If you have a stationary charged particle, and E=0, it will not feel a force, regardless of the value of B. But you forgot to specify the part where E=0, I will assume that this was implied and that you didn't realize you needed to specify this explicitly.

If we change to a moving frame, the particle now has a velocity, but the idea that it feels a force by changing frames is ridiculous so Einstein invents special relativity. My question is, is that really necessary? The magnetic field now also appears to be moving, so the difference in speeds between it and the particle is still zero, hence no need yet to move away from Galilean relativity. Is my thinking correct or am I missing something?
If you happen to know how the E and B fields transform (either by the tensor equations, or the non-tensor version - see for example http://en.wikipedia.org/wiki/Classical_electromagnetism_and_special_relativity) you can compute what happens in the moving frame without solving Maxwell's equations again.

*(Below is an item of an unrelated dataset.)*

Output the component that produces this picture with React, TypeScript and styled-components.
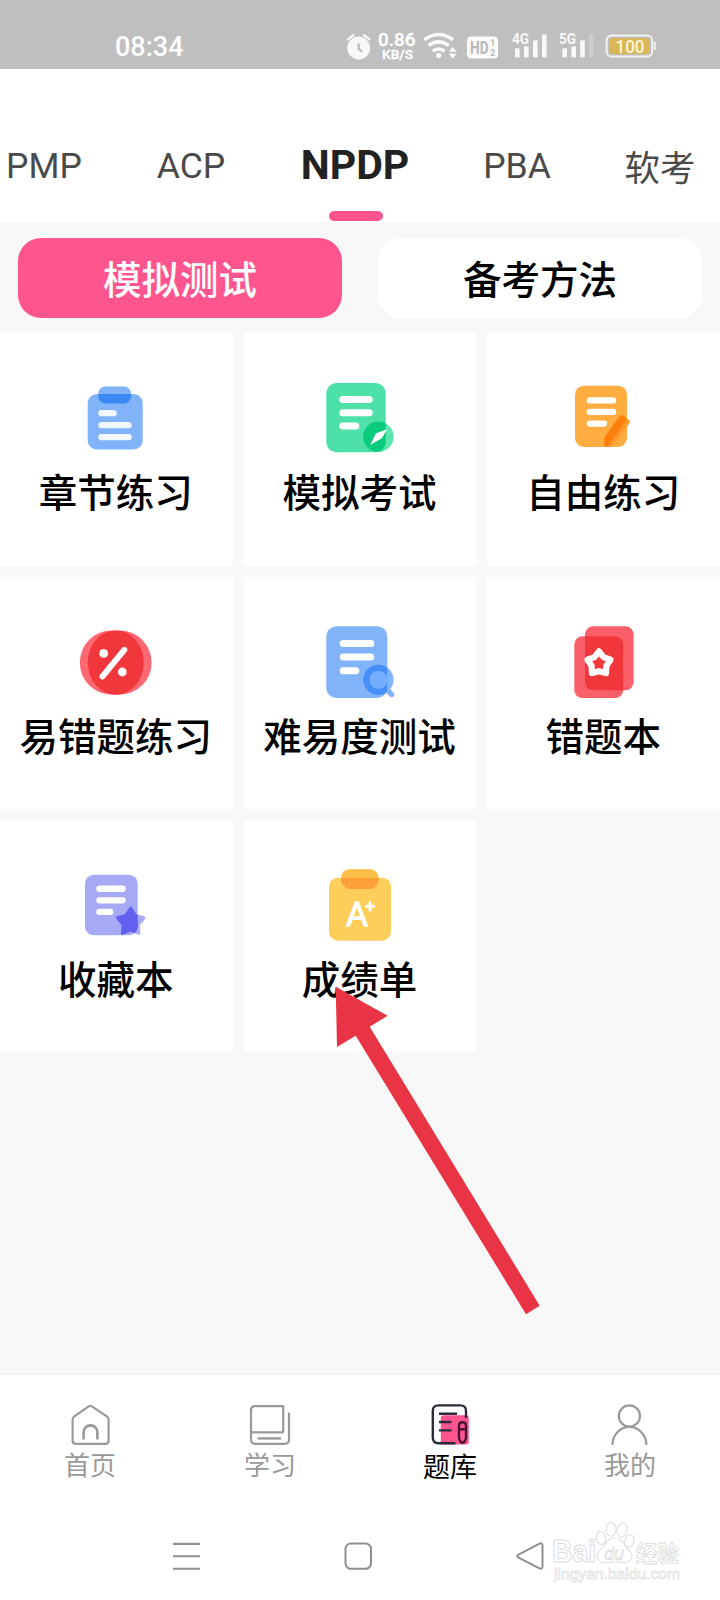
import React from 'react';
import styled, { createGlobalStyle } from 'styled-components';

const Global = createGlobalStyle`
  * { box-sizing: border-box; }
  body { margin: 0; background: #f8f8f8; font-family: Roboto, "Noto Sans CJK SC", sans-serif; }
  svg { display: block; flex: none; }
`;

const Screen = styled.div`
  position: relative;
  display: flex;
  flex-direction: column;
  width: 720px;
  height: 1600px;
  overflow: hidden;
  background: #f8f8f8;
`;

/* ---------- status bar ---------- */
const StatusBar = styled.header`
  display: flex;
  align-items: center;
  height: 69px;
  padding: 24px 64px 0 115px;
  background: #bfbfbf;
  color: #fff;
`;

const Clock = styled.time`
  flex: 1;
  font-size: 27px;
  font-weight: 500;
  line-height: 44px;
`;

const StatusIcons = styled.div`
  display: flex;
  align-items: center;
`;

/* ---------- exam tabs ---------- */
const ExamTabs = styled.nav`
  display: flex;
  align-items: flex-end;
  height: 153px;
  padding-left: 4px;
  background: #fff;
  white-space: nowrap;
`;

const ExamTab = styled.a<{ $active?: boolean; $width: number; $drop?: number }>`
  display: flex;
  flex-direction: column;
  align-items: center;
  flex: none;
  width: ${(p) => p.$width}px;
  color: ${(p) => (p.$active ? '#222' : '#4a4a4a')};
  font-size: ${(p) => (p.$active ? 41 : 35.5)}px;
  font-weight: ${(p) => (p.$active ? 700 : 400)};
  line-height: 60px;
  padding-bottom: ${(p) => (p.$active ? 1 : 26 - (p.$drop ?? 0))}px;
`;

const Indicator = styled.span`
  width: 54px;
  height: 10px;
  margin: 16px 0 0 1px;
  border-radius: 5px;
  background: #fe558f;
`;

/* ---------- switch ---------- */
const Switch = styled.div`
  display: flex;
  gap: 36px;
  padding: 15.5px 18px 15px;
`;

const SwitchButton = styled.button<{ $active?: boolean }>`
  flex: 1;
  height: 80.5px;
  padding: 0 0 2px;
  border: 0;
  border-radius: 23px;
  background: ${(p) => (p.$active ? '#ff558f' : '#fff')};
  color: ${(p) => (p.$active ? '#fff' : '#000')};
  font: 500 38.5px "Noto Sans CJK SC", sans-serif;
`;

/* ---------- tile grid ---------- */
const Grid = styled.main`
  display: grid;
  grid-template-columns: repeat(3, 1fr);
  grid-auto-rows: 232.67px;
  gap: 11px;
  flex: 1;
`;

const Tile = styled.section`
  display: flex;
  flex-direction: column;
  align-items: center;
  padding-top: 44px;
  background: #fff;
`;

const TileLabel = styled.span`
  margin: 5px 1px 0 0;
  color: #000;
  font: 500 38.5px/56px "Noto Sans CJK SC", sans-serif;
  white-space: nowrap;
`;

/* ---------- bottom navigation ---------- */
const TabBar = styled.nav`
  display: flex;
  height: 127px;
  border-top: 2px solid #f2f2f2;
  background: #fff;
`;

const TabItem = styled.a<{ $active?: boolean }>`
  display: flex;
  flex-direction: column;
  align-items: center;
  flex: 1;
  padding-top: 27px;
  color: ${(p) => (p.$active ? '#000' : '#999')};
  font: 400 ${(p) => (p.$active ? 27 : 26)}px/38px "Noto Sans CJK SC", sans-serif;

  span { margin-top: ${(p) => (p.$active ? 1 : -1)}px; }
`;

const SystemBar = styled.footer`
  display: flex;
  justify-content: space-between;
  height: 100px;
  padding: 39px 174px 0 170px;
  background: #fff;
`;

/* ---------- overlays ---------- */
const Pointer = styled.svg`
  position: absolute;
  left: 330px;
  top: 980px;
`;

const Watermark = styled.svg`
  position: absolute;
  left: 545px;
  top: 1515px;
`;

type LineProps = { x: number; y: number; w: number; h?: number; fill?: string };
const Line = ({ x, y, w, h = 6.3, fill = '#fff' }: LineProps) => (
  <rect x={x} y={y} width={w} height={h} rx={h / 2} fill={fill} />
);

const Icon = ({ children }: { children: React.ReactNode }) => (
  <svg width="80" height="80" viewBox="0 0 80 80">{children}</svg>
);

const starPoints = (cx: number, cy: number, outer: number, inner: number) =>
  Array.from({ length: 10 }, (_, i) => {
    const r = i % 2 ? inner : outer;
    const a = ((-90 + i * 36) * Math.PI) / 180;
    return `${(cx + r * Math.cos(a)).toFixed(2)},${(cy + r * Math.sin(a)).toFixed(2)}`;
  }).join(' ');

const ChapterIcon = () => (
  <Icon>
    <rect x="22.3" y="9.5" width="32.7" height="17" rx="7" fill="#80b3f8" />
    <rect x="11.7" y="17" width="55" height="55.5" rx="9" fill="#80b3f8" />
    <path d="M22.3 17H55V19.5a7 7 0 0 1-7 7H29.3a7 7 0 0 1-7-7Z" fill="#3c88f5" />
    <Line x={22.3} y={33} w={18.4} fill="#f1f7ff" />
    <Line x={22.3} y={45} w={33.4} fill="#f1f7ff" />
    <Line x={22.3} y={57} w={33.4} fill="#f1f7ff" />
  </Icon>
);

const MockIcon = () => (
  <Icon>
    <clipPath id="mock"><rect x="6.3" y="6" width="59.4" height="69.3" rx="10" /></clipPath>
    <circle cx="58.4" cy="59.7" r="15.2" fill="#5ce6b1" />
    <rect x="6.3" y="6" width="59.4" height="69.3" rx="10" fill="#4de1a9" />
    <circle cx="58.4" cy="59.7" r="15.2" fill="#08cb7b" clipPath="url(#mock)" />
    <Line x={19.3} y={19} w={33.4} h={7} />
    <Line x={19.3} y={32.3} w={33.4} h={7} />
    <Line x={19.3} y={45.6} w={20} h={7} />
    <path d="M67 52.3 56 56.3 50.3 67.7 62 61.3Z" fill="#fff" />
  </Icon>
);

const FreeIcon = () => (
  <Icon>
    <rect x="11" y="8.7" width="52" height="61.3" rx="9" fill="#ffac40" />
    <path d="M40.4 60.5 55.8 39q1.3-1.6 3-.4l6.2 4.3q1.7 1.3.6 3L52.3 63.9q-2.3 4-6 5l-3.3.9q-2.6.6-2.6-1.3Z" fill="#ff9a2c" />
    <path d="M40.4 60.5 55.8 39q1.3-1.6 3-.4l4.2 3L44.6 69.2q-4.2 1.6-4.2-.7Z" fill="#ff7f0c" />
    <Line x={22.7} y={20.3} w={29.4} />
    <Line x={22.7} y={31.8} w={29.4} />
    <Line x={22.7} y={43.4} w={20.4} />
  </Icon>
);

const PercentIcon = () => (
  <Icon>
    <circle cx="36" cy="41.6" r="32.2" fill="#fd6873" />
    <circle cx="43.4" cy="41.6" r="32.2" fill="#fd6873" />
    <ellipse cx="39.8" cy="41.6" rx="28" ry="32.2" fill="#f2373c" />
    <circle cx="27.7" cy="32.4" r="4.4" fill="#fff" />
    <circle cx="46.3" cy="51" r="4.4" fill="#fff" />
    <path d="M48.3 28.9 26.5 55.4" stroke="#fff" strokeWidth="6" strokeLinecap="round" />
  </Icon>
);

const DifficultyIcon = () => (
  <Icon>
    <clipPath id="sheet"><rect x="6.3" y="5.3" width="61" height="71.7" rx="10" /></clipPath>
    <rect x="6.3" y="5.3" width="61" height="71.7" rx="10" fill="#80b3f8" />
    <path d="m68 69.5 3.6 4" stroke="#80b3f8" strokeWidth="5.4" strokeLinecap="round" />
    <circle cx="58.4" cy="58.8" r="12.1" fill="none" stroke="#80b3f8" strokeWidth="6" />
    <circle cx="58.4" cy="58.8" r="12.1" fill="#73adfb" stroke="#468ff8" strokeWidth="6" clipPath="url(#sheet)" />
    <Line x={19.7} y={19} w={34.6} h={7} />
    <Line x={19.7} y={32.6} w={34.6} h={7} />
    <Line x={19.7} y={46.2} w={19.6} h={7} />
  </Icon>
);

const WrongBookIcon = () => (
  <Icon>
    <rect x="21" y="5.3" width="48.6" height="64" rx="8" fill="#f9606a" />
    <rect x="10.3" y="15.3" width="48.9" height="61.7" rx="8" fill="#f9606a" />
    <path d="M21 15.3H51.2a8 8 0 0 1 8 8V69.3H29a8 8 0 0 1-8-8Z" fill="#f2373c" />
    <polygon points={starPoints(35, 42.4, 12, 7.8)} fill="#f2373c" stroke="#fff" strokeWidth="6.2" strokeLinejoin="round" />
  </Icon>
);

const FavouriteIcon = () => (
  <Icon>
    <clipPath id="note"><rect x="9" y="10.7" width="52.7" height="60.6" rx="9" /></clipPath>
    <rect x="9" y="10.7" width="52.7" height="60.6" rx="9" fill="#a6aaf5" />
    <polygon points={starPoints(54.7, 58, 14, 8)} fill="#aaaafa" stroke="#aaaafa" strokeWidth="3" strokeLinejoin="round" />
    <polygon points={starPoints(54.7, 58, 14, 8)} fill="#6260ef" stroke="#6260ef" strokeWidth="3" strokeLinejoin="round" clipPath="url(#note)" />
    <Line x={20.3} y={21.6} w={29.4} />
    <Line x={20.3} y={33.2} w={29.4} />
    <Line x={20.3} y={44.8} w={17} />
  </Icon>
);

const ScoreIcon = () => (
  <Icon>
    <rect x="21" y="4.9" width="37.7" height="20" rx="9" fill="#fec04b" />
    <rect x="9" y="13.7" width="62" height="63" rx="9" fill="#fece5b" />
    <path d="M21 13.7H58.7V15.9a9 9 0 0 1-9 9H30a9 9 0 0 1-9-9Z" fill="#fda037" />
    <text x="37" y="62" textAnchor="middle" fontFamily="Lato, sans-serif" fontWeight="400" fontSize="33" textLength="21" lengthAdjust="spacingAndGlyphs" fill="#fff" stroke="#fff" strokeWidth="1.3" strokeLinejoin="round">A</text>
    <path d="M50 38.5v7.6M46.2 42.3h7.6" stroke="#fff" strokeWidth="3" strokeLinecap="round" />
  </Icon>
);

const tiles = [
  { label: '章节练习', icon: <ChapterIcon /> },
  { label: '模拟考试', icon: <MockIcon /> },
  { label: '自由练习', icon: <FreeIcon /> },
  { label: '易错题练习', icon: <PercentIcon /> },
  { label: '难易度测试', icon: <DifficultyIcon /> },
  { label: '错题本', icon: <WrongBookIcon /> },
  { label: '收藏本', icon: <FavouriteIcon /> },
  { label: '成绩单', icon: <ScoreIcon /> },
];

const StatusGlyphs = () => (
  <svg width="316" height="40" viewBox="340 26 316 40" fontFamily="Roboto, sans-serif" fill="#fff">
    {/* alarm */}
    <g opacity=".9">
      <circle cx="358.7" cy="47" r="11.4" />
      <path d="M348 38.4 353.4 34.2M369.4 38.4l-5.4-4.2" stroke="#fff" strokeWidth="2.4" strokeLinecap="round" />
      <path d="M358.7 42.5v5.4l3.4 2.8" stroke="#bfbfbf" strokeWidth="2.4" fill="none" />
    </g>
    <text x="378" y="45" fontSize="19" fontWeight="500" textLength="37.5" lengthAdjust="spacingAndGlyphs" stroke="#fff" strokeWidth=".3">0.86</text>
    <text x="382" y="58.2" fontSize="13.5" fontWeight="500" textLength="31" lengthAdjust="spacingAndGlyphs" stroke="#fff" strokeWidth=".3">KB/S</text>
    {/* wifi */}
    <g opacity=".93" fill="none" stroke="#fff" strokeWidth="3.6">
      <path d="M424.3 38.8q14.4-10.6 28.8 0" />
      <path d="M428.6 44.6q10-7.4 20.2 0" />
      <path d="M432.8 50.2q6-4.4 11.8 0" />
    </g>
    <circle cx="438.7" cy="54.4" r="2.5" />
    <path d="m452.7 46 3.8 4.8h-7.6ZM452.700 57.400l3.8-4.600h-7.6Z" />
    {/* HD badge */}
    <rect x="467" y="35.6" width="31" height="21.9" rx="4" opacity=".93" />
    <g fill="#b8b8b8" fontWeight="700">
      <text x="470" y="52.8" fontSize="18" textLength="18.5" lengthAdjust="spacingAndGlyphs">HD</text>
      <text x="490.2" y="45" fontSize="8.6">1</text>
      <text x="490.2" y="54.8" fontSize="8.6">2</text>
    </g>
    {/* signal meters */}
    <g opacity=".9">
      <text x="512" y="43" fontSize="15.5" fontWeight="700" textLength="17" lengthAdjust="spacingAndGlyphs">4G</text>
      <rect x="515" y="47.4" width="4.6" height="9" />
      <rect x="524" y="45.4" width="4.6" height="11" />
      <rect x="533" y="39.4" width="4.6" height="17" />
      <rect x="542" y="33.4" width="4.6" height="23" />
      <text x="559" y="43" fontSize="15.5" fontWeight="700" textLength="17" lengthAdjust="spacingAndGlyphs">5G</text>
      <rect x="562.4" y="47.4" width="4.6" height="9" />
      <rect x="571.4" y="45.4" width="4.6" height="11" />
      <rect x="580.2" y="39.4" width="4.6" height="17" />
      <rect x="589" y="33.4" width="4.6" height="23" opacity=".25" />
    </g>
    {/* battery */}
    <rect x="606.6" y="34.6" width="45.6" height="20.8" rx="5" fill="none" stroke="#f3f3f3" strokeWidth="2" />
    <rect x="609.4" y="37" width="40" height="16" rx="3" fill="#d9b757" />
    <path d="M654.8 40.6v8.4" stroke="#f3f3f3" strokeWidth="1.8" />
    <text x="615.5" y="51.6" fontSize="18" fontWeight="500" textLength="29" lengthAdjust="spacingAndGlyphs" fill="#fff6dc">100</text>
  </svg>
);

const HomeIcon = () => (
  <svg width="44" height="44" viewBox="0 0 44 44" fill="none" stroke="#999" strokeWidth="2.2">
    <path d="M20.6 4.4q1.6-1.1 3.2 0L38.8 14.4q1.8 1.3 1.8 3.4V38.4q0 3.4-3.4 3.4H8q-3.4 0-3.4-3.4V17.8q0-2.1 1.8-3.4Z" />
    <path d="M15.600 37.600V30.300a6.900 6.900 0 0 1 13.800 0v7.300" strokeWidth="2.6" />
  </svg>
);

const StudyIcon = () => (
  <svg width="44" height="44" viewBox="0 0 44 44" fill="none" stroke="#999" strokeWidth="2.2">
    <path d="M35.200 30.400V4.200H7q-4 0-4 4V37.800q0 4 4 4H37q4 0 4-4V10.500M3 30.400H35.200" />
    <path d="M9.600 36.400H33" strokeWidth="2.4" />
  </svg>
);

const BankIcon = () => (
  <svg width="44" height="44" viewBox="0 0 44 44" fill="none" stroke="#2b2b3a" strokeWidth="2.4">
    <rect x="12.8" y="13.2" width="28" height="29.4" rx="3" fill="#ff558f" stroke="none" />
    <path d="M38 16V8.800q0-5.400-5.400-5.400H10.400Q4.800 3.400 4.800 8.800V35.600q0 5.600 5.600 5.600H27.500" />
    <path d="M11 11.800H29M11 20H23.500M11 28.400H23.500" />
    <path d="M31 23.500q0-3.200 3.500-3.200t3.500 3.200V36.500L36 40.500H33L31 36.500ZM31 27.200H38" stroke="#4a1535" strokeLinejoin="round" />
  </svg>
);

const MeIcon = () => (
  <svg width="44" height="44" viewBox="0 0 44 44" fill="none" stroke="#999" strokeWidth="2.2">
    <circle cx="21.4" cy="14" r="10.6" />
    <path d="M4.400 43a17 18.200 0 0 1 34 0" />
  </svg>
);

export default function App() {
  return (
    <>
      <Global />
      <Screen>
        <StatusBar>
          <Clock>08:34</Clock>
          <StatusIcons><StatusGlyphs /></StatusIcons>
        </StatusBar>

        <ExamTabs>
          <ExamTab $width={80}>PMP</ExamTab>
          <ExamTab $width={214}>ACP</ExamTab>
          <ExamTab $width={114} $active>NPDP<Indicator /></ExamTab>
          <ExamTab $width={210}>PBA</ExamTab>
          <ExamTab $width={76} $drop={3}>软考</ExamTab>
        </ExamTabs>

        <Switch>
          <SwitchButton $active>模拟测试</SwitchButton>
          <SwitchButton>备考方法</SwitchButton>
        </Switch>

        <Grid>
          {tiles.map((t) => (
            <Tile key={t.label}>
              {t.icon}
              <TileLabel>{t.label}</TileLabel>
            </Tile>
          ))}
        </Grid>

        <TabBar>
          <TabItem><HomeIcon /><span>首页</span></TabItem>
          <TabItem><StudyIcon /><span>学习</span></TabItem>
          <TabItem $active><BankIcon /><span>题库</span></TabItem>
          <TabItem><MeIcon /><span>我的</span></TabItem>
        </TabBar>

        <SystemBar>
          <svg width="32" height="34" viewBox="0 0 32 34" stroke="#8f8f8f" strokeWidth="2.1">
            <path d="M3 4.900H30M3 17.200H30M3 29.800H30" />
          </svg>
          <svg width="32" height="34" viewBox="0 0 32 34" fill="none" stroke="#8f8f8f" strokeWidth="2">
            <rect x="3.5" y="4.5" width="25.5" height="25.3" rx="5.5" />
          </svg>
          <svg width="32" height="34" viewBox="0 0 32 34" fill="none" stroke="#8f8f8f" strokeWidth="2">
            <path d="M4.600 15.600 25.500 4.700q3-1.200 3 1.800V27.500q0 3-3 1.800L4.600 18.600q-2.600-1.500 0-3Z" />
          </svg>
        </SystemBar>

        <Pointer width="220" height="340" viewBox="330 980 220 340">
          <path d="M335.700 986.700 387.700 1015.700 369.700 1026.700 539.700 1305.700 526 1314.300 355.700 1035.700 337 1047Z" fill="#e93446" />
        </Pointer>

        <Watermark width="145" height="75" viewBox="545 1515 145 75" fill="#fff" stroke="#dedede" strokeWidth="1.1">
          <text x="552" y="1562.3" fontFamily="Liberation Sans, sans-serif" fontWeight="700" fontSize="31" textLength="44" lengthAdjust="spacingAndGlyphs">Bai</text>
          <ellipse cx="601" cy="1538" rx="4.7" ry="6.5" transform="rotate(-10 601 1538)" />
          <ellipse cx="611" cy="1529.3" rx="5" ry="7" />
          <ellipse cx="622" cy="1530" rx="5" ry="7" transform="rotate(14 622 1530)" />
          <ellipse cx="629.3" cy="1541" rx="4.6" ry="6.3" transform="rotate(14 629.3 1541)" />
          <path d="M614.500 1538q6 0 9.500 6 2 3.500 5.500 6.500 4.500 5 1.500 9-3.500 4.500-10.500 3-6-1-12 0-7 1.500-10.500-3-3-4 1.500-9 3.500-3 5.500-6.500 3.500-6 9.500-6Z" />
          <text x="604" y="1560" fontFamily="Liberation Sans, sans-serif" fontStyle="italic" fontWeight="400" fontSize="19" textLength="20" lengthAdjust="spacingAndGlyphs" strokeWidth=".9">du</text>
          <text x="636" y="1561.5" fontFamily="Noto Sans CJK SC, sans-serif" fontWeight="700" fontSize="23" textLength="43" lengthAdjust="spacingAndGlyphs" strokeWidth=".9">经验</text>
          <text x="554" y="1579" fontFamily="Liberation Sans, sans-serif" fontSize="15" textLength="126" lengthAdjust="spacingAndGlyphs" stroke="#e4e4e4" strokeWidth=".8">jingyan.baidu.com</text>
        </Watermark>
      </Screen>
    </>
  );
}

When you start with the E and B fields in your "rest frame" with ##\vec{E}=0## and ##\vec{B}= \vec{B_0}## (using the wiki notation), you'll find that the transformation law that takes E in the rest frame to E' in the primed (moving) frame, i.e. ##E'_{\perp} = \gamma \left( E_{\perp} + v \times \vec{B_0} \right)## gives you a non-zero value for the E field in the moving frame. This should cancel the vxB force, because if the force is zero in one frame it should be zero in all. But I haven't calculated the details.

Now we see the need to specify E - and we note that the value of E is not the same in the moving and stationary frame in general and in this problem in particular.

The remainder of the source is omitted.